Walking meditation.
So walk in quite a natural way,
Walk in a natural,
Walk at a natural pace.
Not too fast but not too slow.
As if you're ambling and you might be ambling,
You might be actually on a walk taking this recording with you or you might have space where you can do walking meditation.
And rather than going around in a circle,
Which you may be more familiar with,
See if you've got enough space that you can just walk up and down,
Back and forth.
So that might be in a corridor on a landing in your house or flat.
It might be in your garden if you have one.
So back and forth at quite an open,
Relaxed pace.
And you're simply walking,
Knowing that you're walking.
You might find the attention naturally goes into the feet or the lower limbs,
The movement of the hips,
The knees.
Feeling the bones in the feet and the muscles in the legs.
At times you may notice the movement in the hips and the back,
The big back muscles joining in.
So there's no particular place you need to rest your attention.
Except perhaps just quite generally within your physical experience within the body.
You may well notice the breath as you walk.
Breath moving in and out of the body.
You may well notice how the awareness moves from one part of the body to another.
Takes up different objects.
Feeling different sensations,
Perhaps from the touch of your clothing to the touch of a cool breeze on a different part of your body.
Just looking to stay present,
Not to any one particular object.
Stay present and notice where the mind goes,
Where it goes in the body.
Something that we often miss is happening in walking meditation.
Because it's so implicit and integral to our experience we can miss the fact that seeing is happening.
Often rather than the process of seeing we are quite actively looking and in that way we go out towards the objects of experience.
So notice if you see that happening.
There's looking,
You might feel the reaching out towards the object in your field of vision.
And when that happens see if it's possible to settle back.
Let the eyes soften.
Let the gaze become broader.
And you might find that you notice a lot more in your peripheral vision.

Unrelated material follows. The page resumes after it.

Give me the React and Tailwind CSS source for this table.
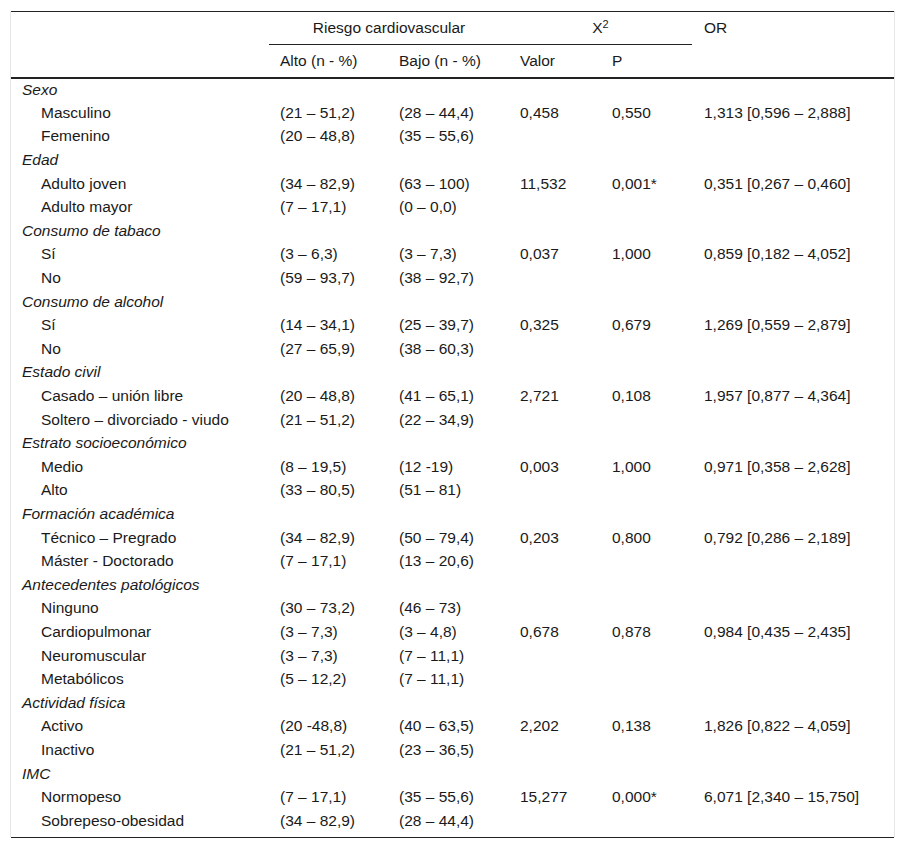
import React from "react";

const groups = [
  { title: "Sexo", rows: [
    ["Masculino", "(21 – 51,2)", "(28 – 44,4)", "0,458", "0,550", "1,313 [0,596 – 2,888]"],
    ["Femenino", "(20 – 48,8)", "(35 – 55,6)", "", "", ""],
  ]},
  { title: "Edad", rows: [
    ["Adulto joven", "(34 – 82,9)", "(63 – 100)", "11,532", "0,001*", "0,351 [0,267 – 0,460]"],
    ["Adulto mayor", "(7 – 17,1)", "(0 – 0,0)", "", "", ""],
  ]},
  { title: "Consumo de tabaco", rows: [
    ["Sí", "(3 – 6,3)", "(3 – 7,3)", "0,037", "1,000", "0,859 [0,182 – 4,052]"],
    ["No", "(59 – 93,7)", "(38 – 92,7)", "", "", ""],
  ]},
  { title: "Consumo de alcohol", rows: [
    ["Sí", "(14 – 34,1)", "(25 – 39,7)", "0,325", "0,679", "1,269 [0,559 – 2,879]"],
    ["No", "(27 – 65,9)", "(38 – 60,3)", "", "", ""],
  ]},
  { title: "Estado civil", rows: [
    ["Casado – unión libre", "(20 – 48,8)", "(41 – 65,1)", "2,721", "0,108", "1,957 [0,877 – 4,364]"],
    ["Soltero – divorciado - viudo", "(21 – 51,2)", "(22 – 34,9)", "", "", ""],
  ]},
  { title: "Estrato socioeconómico", rows: [
    ["Medio", "(8 – 19,5)", "(12 -19)", "0,003", "1,000", "0,971 [0,358 – 2,628]"],
    ["Alto", "(33 – 80,5)", "(51 – 81)", "", "", ""],
  ]},
  { title: "Formación académica", rows: [
    ["Técnico – Pregrado", "(34 – 82,9)", "(50 – 79,4)", "0,203", "0,800", "0,792 [0,286 – 2,189]"],
    ["Máster - Doctorado", "(7 – 17,1)", "(13 – 20,6)", "", "", ""],
  ]},
  { title: "Antecedentes patológicos", rows: [
    ["Ninguno", "(30 – 73,2)", "(46 – 73)", "", "", ""],
    ["Cardiopulmonar", "(3 – 7,3)", "(3 – 4,8)", "0,678", "0,878", "0,984 [0,435 – 2,435]"],
    ["Neuromuscular", "(3 – 7,3)", "(7 – 11,1)", "", "", ""],
    ["Metabólicos", "(5 – 12,2)", "(7 – 11,1)", "", "", ""],
  ]},
  { title: "Actividad física", rows: [
    ["Activo", "(20 -48,8)", "(40 – 63,5)", "2,202", "0,138", "1,826 [0,822 – 4,059]"],
    ["Inactivo", "(21 – 51,2)", "(23 – 36,5)", "", "", ""],
  ]},
  { title: "IMC", rows: [
    ["Normopeso", "(7 – 17,1)", "(35 – 55,6)", "15,277", "0,000*", "6,071 [2,340 – 15,750]"],
    ["Sobrepeso-obesidad", "(34 – 82,9)", "(28 – 44,4)", "", "", ""],
  ]},
];

export default function App() {
  return (
    <div className="bg-white w-[905px] h-[849px] pt-[11px] pl-[10px]" style={{ fontFamily: '"Liberation Sans", Arial, sans-serif' }}>
      <div className="w-[885px] border-x border-[#e6e6e6] text-[15.5px] text-[#1a1a1a] pb-[4px]">
        <table className="w-full table-fixed border-collapse">
          <colgroup>
            <col className="w-[258px]" />
            <col className="w-[119px]" />
            <col className="w-[121px]" />
            <col className="w-[92px]" />
            <col className="w-[91px]" />
            <col />
          </colgroup>
          <thead>
            <tr className="h-[33px] border-t border-[#222]">
              <th className="font-normal"></th>
              <th colSpan={2} className="font-normal text-center border-b border-[#222] align-middle leading-[16px]">Riesgo cardiovascular</th>
              <th colSpan={2} className="font-normal text-center border-b border-[#222] align-middle leading-[16px]">
                X<span className="text-[11px] relative -top-[5px] leading-none">2</span>
              </th>
              <th className="font-normal text-left pl-[12px] align-middle leading-[16px]">OR</th>
            </tr>
            <tr className="h-[33px] border-b-2 border-[#222]">
              <th className="font-normal"></th>
              <th className="font-normal text-left pl-[11px] leading-[16px]">Alto (n - %)</th>
              <th className="font-normal text-left pl-[11px] leading-[16px]">Bajo (n - %)</th>
              <th className="font-normal text-left pl-[11px] leading-[16px]">Valor</th>
              <th className="font-normal text-left pl-[11px] leading-[16px]">P</th>
              <th></th>
            </tr>
          </thead>
          <tbody>
            {groups.map((g) => (
              <React.Fragment key={g.title}>
                <tr className="h-[23.6px]">
                  <td className="italic pl-[11px] leading-[16px]">{g.title}</td>
                  <td></td><td></td><td></td><td></td><td></td>
                </tr>
                {g.rows.map((r, i) => (
                  <tr key={i} className="h-[23.6px]">
                    <td className="pl-[30px] leading-[16px] whitespace-nowrap">{r[0]}</td>
                    <td className="pl-[11px] leading-[16px] whitespace-nowrap">{r[1]}</td>
                    <td className="pl-[11px] leading-[16px] whitespace-nowrap">{r[2]}</td>
                    <td className="pl-[11px] leading-[16px] whitespace-nowrap">{r[3]}</td>
                    <td className="pl-[11px] leading-[16px] whitespace-nowrap">{r[4]}</td>
                    <td className="pl-[12px] leading-[16px] whitespace-nowrap">{r[5]}</td>
                  </tr>
                ))}
              </React.Fragment>
            ))}
          </tbody>
        </table>
      </div>
      <div className="w-[883px] ml-[1px] border-t border-[#222]"></div>
    </div>
  );
}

It's almost like seeing around corners.
So with that softness and relaxation in the eyes,
In the seeing,
It helps us stay closer to home,
Closer to our actual experience,
Present to that.
Seeing if it's possible to,
In the noticing,
To enjoy what's happening.
Enjoy that sense of being present to the body moving.
Different sensations.
How it all just happens.
And it's likely too that at times you'll notice thoughts,
You'll notice perhaps opinions and judgments,
Ideas about what's happening.
So just noticing those,
Perhaps just identifying thinking is happening in experience.
There's nothing you particularly need to do with thoughts besides just clearly knowing them as thoughts.
The mental activity of thinking is happening.
But you may notice thoughts about the practice and it can be worth tuning in to those.
They can affect our experience.
How is the mind feeling about this practice,
This walking meditation?
Does it have views and opinions?
Just being curious about that.
And seeing if we can use those moments of awareness of thinking to help the mind be ever more present to what's happening within the mind-body experience.
And if you find it helpful you might want to anchor your attention within a certain part of the body by anchoring perhaps in the contact between the soles of the feet and the ground.
It can help if there's any tendency to get a little bit lost,
Especially lost in thoughts or lost in looking at different objects.
So with your anchor you just pay a little bit more attention to those sensations wherever you choose to put them.
And in this way you can just continue to walk,
Continue to be present to whatever's happening.
If you're out for a walk you might find that you want to experiment with how it is to go between seeing and looking or how it might be to take in what's around you,
Perhaps take in the beauty of what's around you,
But from that saddleback perspective.
And just keep going for as long as you'd like to.